By the way, I’m not talking about throwing out all absolutes here, I’m just saying that keeping your mind open and your heart pliable leaves room to grow and makes for a much more interesting, well-rounded grown-up. There is often a difference between things that you are So. Very. Sure. Of. and things that are true.

Don’t worry, the things that are true for you now become even more so as you get older: your faith, your connection to your family, your sense of humor, your sense of wonder– those parts of you are true and authentic and stay with you through everything that is to come. But lighten up a little on the Being So Sure stuff, OK? 18 years old is too young to start carving opinions into stone. Rigidity is not the same as strength of character, and being open is not synonymous with moral weakness, so don’t be afraid to question and doubt and re-think things. The less SURE you are of “the way things are supposed to be,” the less disappointed you will be later when life inevitably reveals so many of those things to ultimately “not be what you thought they were.” And let’s be honest here, baby girl– we both know that deep down, a lot of times you are trying so hard to Be.

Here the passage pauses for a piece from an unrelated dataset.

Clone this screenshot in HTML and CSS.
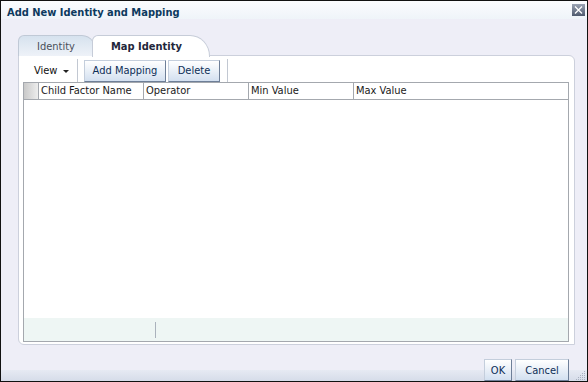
FILE: index.html
```html
<!DOCTYPE html>
<html lang="en">
<head>
    <meta charset="UTF-8">
    <title>Add New Identity and Mapping</title>
    <link rel="stylesheet" href="styles.css">
</head>
<body>
    <div class="dialog">
        <div class="titlebar">
            <span class="title">Add New Identity and Mapping</span>
            <span class="close">
                <svg width="13" height="12" viewBox="0 0 13 12">
                    <defs>
                        <linearGradient id="cg" x1="0" y1="0" x2="0" y2="1">
                            <stop offset="0" stop-color="#9aa3b3"/>
                            <stop offset="1" stop-color="#4f5a6e"/>
                        </linearGradient>
                    </defs>
                    <rect x="0" y="0" width="13" height="12" fill="url(#cg)"/>
                    <path d="M3 2.5 L10 9.5 M10 2.5 L3 9.5" stroke="#fff" stroke-width="1.3"/>
                </svg>
            </span>
        </div>
        <div class="content">
            <div class="tabs">
                <div class="tab">Identity</div>
                <div class="tab active">Map Identity</div>
            </div>
            <div class="panel">
                <div class="toolbar">
                    <span class="menu">View <span class="arrow"></span></span>
                    <span class="sep"></span>
                    <button class="btn add">Add Mapping</button>
                    <button class="btn del">Delete</button>
                    <span class="sep"></span>
                </div>
                <div class="table">
                    <div class="thead">
                        <div class="th sel"></div>
                        <div class="th col">Child Factor Name</div>
                        <div class="th col">Operator</div>
                        <div class="th col">Min Value</div>
                        <div class="th last">Max Value</div>
                    </div>
                    <div class="tbody"></div>
                    <div class="tfoot"><span class="fsep"></span></div>
                </div>
            </div>
        </div>
        <div class="actions">
            <button class="btn ok">OK</button>
            <button class="btn cancel">Cancel</button>
            <span class="grip">
                <svg width="11" height="11" viewBox="0 0 11 11" fill="#a8b0bf">
                    <rect x="9" y="1" width="1" height="1"/>
                    <rect x="7" y="3" width="1" height="1"/><rect x="9" y="3" width="1" height="1"/>
                    <rect x="5" y="5" width="1" height="1"/><rect x="7" y="5" width="1" height="1"/><rect x="9" y="5" width="1" height="1"/>
                    <rect x="3" y="7" width="1" height="1"/><rect x="5" y="7" width="1" height="1"/><rect x="7" y="7" width="1" height="1"/><rect x="9" y="7" width="1" height="1"/>
                    <rect x="1" y="9" width="1" height="1"/><rect x="3" y="9" width="1" height="1"/><rect x="5" y="9" width="1" height="1"/><rect x="7" y="9" width="1" height="1"/><rect x="9" y="9" width="1" height="1"/>
                </svg>
            </span>
        </div>
    </div>
</body>
</html>
```

FILE: styles.css
```css
body {
    margin: 0;
    font-family: "DejaVu Sans Condensed", "DejaVu Sans", sans-serif;
    font-size: 11px;
}
.dialog {
    position: relative;
    width: 588px;
    height: 382px;
    box-sizing: border-box;
    border: 1px solid #111;
    background: #eeeef7;
    display: flex;
    flex-direction: column;
}
.titlebar {
    height: 18px;
    display: flex;
    align-items: flex-start;
    justify-content: space-between;
    background: linear-gradient(#fbfcfe, #eff4f9);
    padding: 0 2px 0 6px;
}
.title {
    font-weight: bold;
    font-size: 11px;
    color: #0d3a5e;
    line-height: 14px;
    margin-top: 5px;
}
.close {
    margin-top: 3px;
    height: 12px;
    line-height: 0;
}
.content {
    padding: 16px 12px 0 17px;
}
.tabs {
    display: flex;
    height: 21px;
    margin-bottom: -1px;
    position: relative;
    z-index: 1;
}
.tab {
    box-sizing: border-box;
    height: 21px;
    padding: 4px 0 0 18px;
    width: 80px;
    color: #4a4f5a;
    background: linear-gradient(#d6e2ee, #eef2f8);
    border: 1px solid #c0c9d6;
    border-bottom: none;
    border-radius: 6px 16px 0 0 / 6px 21px 0 0;
}
.tab.active {
    width: 118px;
    margin-left: -6px;
    color: #22263a;
    font-weight: bold;
    background: #fff;
    border-color: #c6ccd8;
    border-radius: 6px 20px 0 0 / 6px 21px 0 0;
    height: 22px;
}
.panel {
    height: 290px;
    box-sizing: border-box;
    background: #fff;
    border: 1px solid #ccd0dc;
    border-radius: 0 6px 0 6px;
    padding: 3px 5px 2px 4px;
    display: flex;
    flex-direction: column;
}
.toolbar {
    height: 23px;
    display: flex;
    align-items: center;
}
.menu {
    margin-left: 11px;
    color: #111;
    width: 43px;
    white-space: nowrap;
}
.arrow {
    display: inline-block;
    width: 0;
    height: 0;
    border-left: 3px solid transparent;
    border-right: 3px solid transparent;
    border-top: 3px solid #222;
    vertical-align: middle;
    margin-left: 2px;
}
.sep {
    width: 1px;
    height: 23px;
    background: #c2c8d2;
    margin: 0 6px 0 0;
}
.btn {
    box-sizing: border-box;
    height: 22px;
    padding: 0;
    font: inherit;
    color: #0d2e57;
    background: linear-gradient(#ffffff, #d3e0f0);
    border: 1px solid;
    border-color: #c4cedc #6e7f98 #6e7f98 #c4cedc;
}
.add {
    width: 82px;
    margin-right: 2px;
}
.del {
    width: 52px;
    margin-right: 7px;
}
.table {
    height: 260px;
    box-sizing: border-box;
    border: 1px solid #a4a8ae;
    display: flex;
    flex-direction: column;
}
.thead {
    display: flex;
    height: 17px;
    box-sizing: border-box;
    border-bottom: 1px solid #a4a8ae;
}
.th {
    box-sizing: border-box;
    border-right: 1px solid #a4a8ae;
    padding: 1px 0 0 2px;
    color: #1a1a1a;
    white-space: nowrap;
}
.sel {
    width: 15px;
    background: linear-gradient(to right, #c9c9c9, #ededed);
}
.col {
    width: 105px;
}
.last {
    flex: 1;
    border-right: none;
}
.tbody {
    flex: 1;
}
.tfoot {
    height: 23px;
    background: #eef6f4;
    display: flex;
    align-items: center;
}
.fsep {
    width: 1px;
    height: 16px;
    background: #aab2bc;
    margin-left: 131px;
}
.actions {
    flex: 1;
    display: flex;
    align-items: flex-end;
    justify-content: flex-end;
    padding-right: 18px;
    background: linear-gradient(#eeeef7 25px, #e6eaf3 25px, #d6dce9);
}
.ok {
    width: 28px;
    margin-right: 3px;
}
.cancel {
    width: 54px;
}
.grip {
    position: absolute;
    right: 1px;
    bottom: 0;
    line-height: 0;
}
```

Very. Sure. just to cover up the fact that inside, you spend a lot of time being Scared. To. Death. I wish I could tell you the scared part totally goes away when you’re finally my age. (But it doesn’t.)

Anyway, let God be your compass, not tradition and other people’s ideas. You can trust Him to steer you right.

Well, that’s about all for now, 18 year-old Tori. I think of you often and with great fondness, and you’ll be relieved to know that when I remember this particular year of your life, for the most part, the proud-of-you moments outweigh the cringe-worthy ones. You’ve got a looooooong way to go, but you’re off to a pretty good start.

Dream big.


54 year-old Tori

P.S. Just so you know: you DO finally get boobs, and that wonky tooth gets fixed. However, your hair pretty much stays kind of stringy and you never do really have a waist.